**WRITTEN EXERCISE**
Pull out every line of the listing below where "styles" appears.

----- GIVEN INFORMATION

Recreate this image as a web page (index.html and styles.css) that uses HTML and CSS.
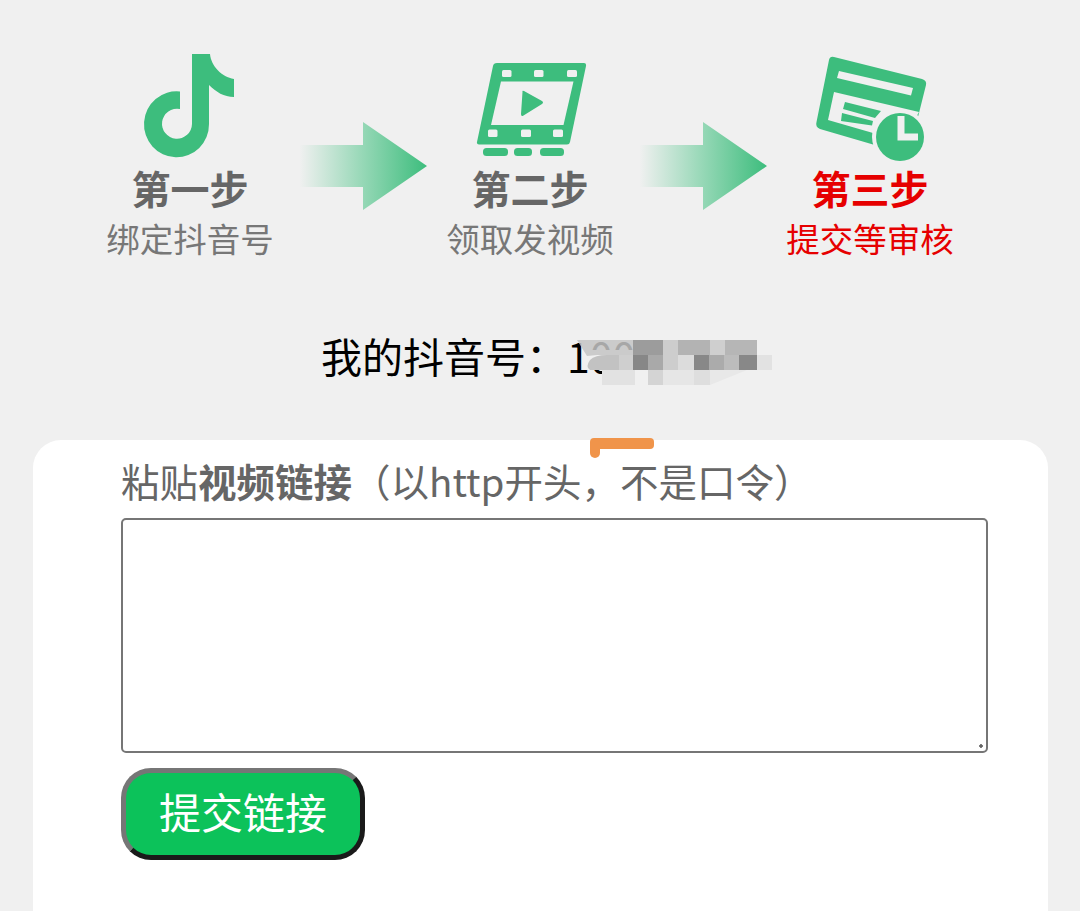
FILE: index.html
```html
<!DOCTYPE html>
<html lang="zh-CN">
<head>
<meta charset="utf-8">
<title>提交链接</title>
<link rel="stylesheet" href="styles.css">
</head>
<body>
<section class="steps">
  <div class="step">
    <svg class="step-icon" viewBox="130 50 120 110"><path class="g" d="M192 54H210C211 66 222 77 234 79V97C224 97 216 92 209 85V124A32.500 33 0 1 1 180 91.500V109A15 15 0 1 0 192 124Z"/></svg>
    <div class="step-title">第一步</div>
    <div class="step-sub">绑定抖音号</div>
  </div>
  <svg class="arrow" viewBox="0 0 130 90"><defs><linearGradient id="ag" x1="0" x2="1" y1="0" y2="0"><stop offset="0.02" stop-color="#f0f0f0"/><stop offset="0.5" stop-color="#97d8b7"/><stop offset="1" stop-color="#3dbd7d"/></linearGradient></defs><path fill="url(#ag)" d="M0 23H66V0L130 44L66 88V65H0Z"/></svg>
  <div class="step">
    <svg class="step-icon" viewBox="470 50 120 110">
      <path class="g" d="M497 63H584Q586.500 63 586 66L570 142Q569.500 144.500 567 144.500H479Q476.500 144.500 477 142L493 66Q493.500 63 497 63Z"/>
      <path class="w" d="M501 81.500H573.500L563.500 125H491Z"/>
      <path class="g" d="M524 91Q522 90 522.500 92L521 114Q521 117 523.500 115.500L542 104Q544 102.500 542 101Z"/>
      <rect class="w" x="502" y="70" width="9.500" height="7" rx="1.500"/><rect class="w" x="534" y="70" width="9.500" height="7" rx="1.500"/><rect class="w" x="567" y="70" width="10" height="7" rx="1.500"/>
      <rect class="w" x="488" y="129.500" width="9.500" height="7.500" rx="1.500"/><rect class="w" x="521" y="129.500" width="10" height="7.500" rx="1.500"/><rect class="w" x="553" y="129.500" width="10" height="7.500" rx="1.500"/>
      <rect class="g" x="483" y="148" width="25" height="8" rx="3.500"/><rect class="g" x="514" y="148" width="18" height="8" rx="3.500"/><rect class="g" x="540" y="148" width="24" height="8" rx="3.500"/>
    </svg>
    <div class="step-title">第二步</div>
    <div class="step-sub">领取发视频</div>
  </div>
  <svg class="arrow" viewBox="0 0 130 90"><path fill="url(#ag)" d="M0 23H66V0L130 44L66 88V65H0Z"/></svg>
  <div class="step">
    <svg class="step-icon" viewBox="810 50 120 110">
      <path class="g" d="M834 57L922 79Q927 80.500 926 85L916 125L873 144.500L820 129Q815 127 816.500 122L829 60Q830 56 834 57Z"/>
      <path class="w" d="M839 71L913 88L911 95.500L837 78Z"/>
      <path class="w" d="M834 92L919 112L905 137L873 133L828 120Z"/>
      <path class="g" d="M845 102L881 111L875 118L843 109Z"/>
      <path class="g" d="M842 113L873 121L872 125.500L841 121Z"/>
      <circle class="w" cx="900" cy="137" r="28"/>
      <circle class="g" cx="900" cy="137" r="24"/>
      <path class="hand" d="M901 116V137H918"/>
    </svg>
    <div class="step-title red">第三步</div>
    <div class="step-sub red">提交等审核</div>
  </div>
</section>

<div class="account">
  <span>我的抖音号&#xFF1A;100</span>
  <svg class="mosaic" viewBox="0 0 220 70" aria-hidden="true">
    <path fill="#f0f0f0" d="M27 20H76V40H27Z"/>
    <path fill="#c4c4c4" opacity="0.85" d="M20 10H76V25H40L30 26Z"/>
    <path fill="#c2c2c2" d="M33 40Q28 37 33 30Q38 25 50 25H62V40Z"/>
    <rect fill="#cfcfcf" x="62" y="25" width="16" height="15"/>
    <rect fill="#9c9c9c" x="76" y="10" width="30" height="15"/>
    <rect fill="#cdcdcd" x="106" y="10" width="15" height="15"/>
    <rect fill="#b3b3b3" x="121" y="10" width="32" height="15"/>
    <rect fill="#cfcfcf" x="153" y="10" width="15" height="15"/>
    <rect fill="#b6b6b6" x="168" y="10" width="32" height="15"/>
    <rect fill="#878787" x="76" y="25" width="15" height="15"/>
    <rect fill="#a9a9a9" x="91" y="25" width="15" height="15"/>
    <rect fill="#cdcdcd" x="106" y="25" width="15" height="15"/>
    <rect fill="#dcdcdc" x="121" y="25" width="16" height="15"/>
    <rect fill="#888888" x="137" y="25" width="15" height="15"/>
    <rect fill="#ababab" x="152" y="25" width="15" height="15"/>
    <rect fill="#bcbcbc" x="167" y="25" width="15" height="15"/>
    <rect fill="#888888" x="182" y="25" width="18" height="15"/>
    <rect fill="#e2e2e2" x="200" y="25" width="15" height="15"/>
    <rect fill="#e2e2e2" x="45" y="40" width="33" height="15"/>
    <rect fill="#d4d4d4" x="91" y="40" width="15" height="15"/>
    <rect fill="#e6e6e6" x="106" y="40" width="31" height="15"/>
    <rect fill="#dedede" x="137" y="40" width="16" height="15"/>
    <path fill="#e8e8e8" d="M153 40H190L153 55Z"/>
  </svg>
</div>

<main class="card">
  <span class="flag" aria-hidden="true"></span>
  <label class="label" for="link">粘贴<b>视频链接</b>&#xFF08;以http开头&#xFF0C;不是口令&#xFF09;</label>
  <textarea class="input" id="link"></textarea>
  <button class="submit" type="button">提交链接</button>
</main>
</body>
</html>
```
FILE: styles.css
```css
* { box-sizing: border-box; }
html, body { margin: 0; height: 911px; overflow: hidden; }
body {
  background: #f0f0f0;
  font-family: "Noto Sans CJK SC", "Noto Sans", sans-serif;
  color: #000;
}
.steps {
  display: flex;
  align-items: flex-start;
  padding: 50px 0 0 107px;
  height: 300px;
}
.step {
  width: 166px;
  flex: none;
  display: flex;
  flex-direction: column;
  align-items: center;
}
.step-icon { width: 120px; height: 110px; display: block; flex: none; overflow: visible; }
.g { fill: #3dbd7d; }
.w { fill: #f0f0f0; }
.hand { fill: none; stroke: #f0f0f0; stroke-width: 7; }
.step-title {
  font-size: 39px;
  line-height: 46px;
  font-weight: 700;
  color: #666;
  margin-top: 4px;
  white-space: nowrap;
}
.step-sub {
  font-size: 33.500px;
  line-height: 48px;
  color: #777;
  margin-top: 4px;
  white-space: nowrap;
}
.step-title.red, .step-sub.red { color: #e60000; }
.arrow {
  flex: none;
  width: 130px;
  height: 90px;
  margin: 72px 20px 0 24px;
}
.account {
  position: relative;
  height: 140px;
  padding: 25px 0 0 321px;
  font-size: 41px;
  line-height: 60px;
}
.mosaic {
  position: absolute;
  left: 557px;
  top: 30px;
  width: 220px;
  height: 70px;
}
.card {
  position: relative;
  margin: 0 32px 0 33px;
  height: 471px;
  background: #fff;
  border-radius: 28px 28px 0 0;
  padding: 16px 60px 0 88px;
}
.flag {
  position: absolute;
  left: 557px;
  top: -2px;
  width: 64px;
  height: 11px;
  background: #f0944a;
  border-radius: 4px;
}
.flag::after {
  content: "";
  position: absolute;
  left: 0;
  top: 4px;
  width: 10px;
  height: 16px;
  background: #f0944a;
  border-radius: 0 0 5px 5px;
}
.label {
  display: block;
  font-size: 38.500px;
  line-height: 48px;
  color: #666;
  white-space: nowrap;
}
.label b { font-weight: 700; }
.input {
  display: block;
  width: 867px;
  height: 235px;
  margin-top: 14px;
  border: 2px solid #767676;
  border-radius: 5px;
  resize: none;
  background: #fff radial-gradient(circle, #666 1.5px, transparent 2px) no-repeat right 2px bottom 2px / 6px 6px;
}
.submit {
  display: block;
  width: 244px;
  height: 92px;
  margin-top: 15px;
  padding: 0 0 8px;
  border: 5px solid;
  border-color: #767676 #1a1a1a #1a1a1a #767676;
  border-radius: 30px;
  background: #0cc25a;
  color: #fff;
  font-family: inherit;
  font-size: 42px;
}
```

----------

**RIGHT ANSWER**
Recreate this image as a web page (index.html and styles.css) that uses HTML and CSS.
<link rel="stylesheet" href="styles.css">
FILE: styles.css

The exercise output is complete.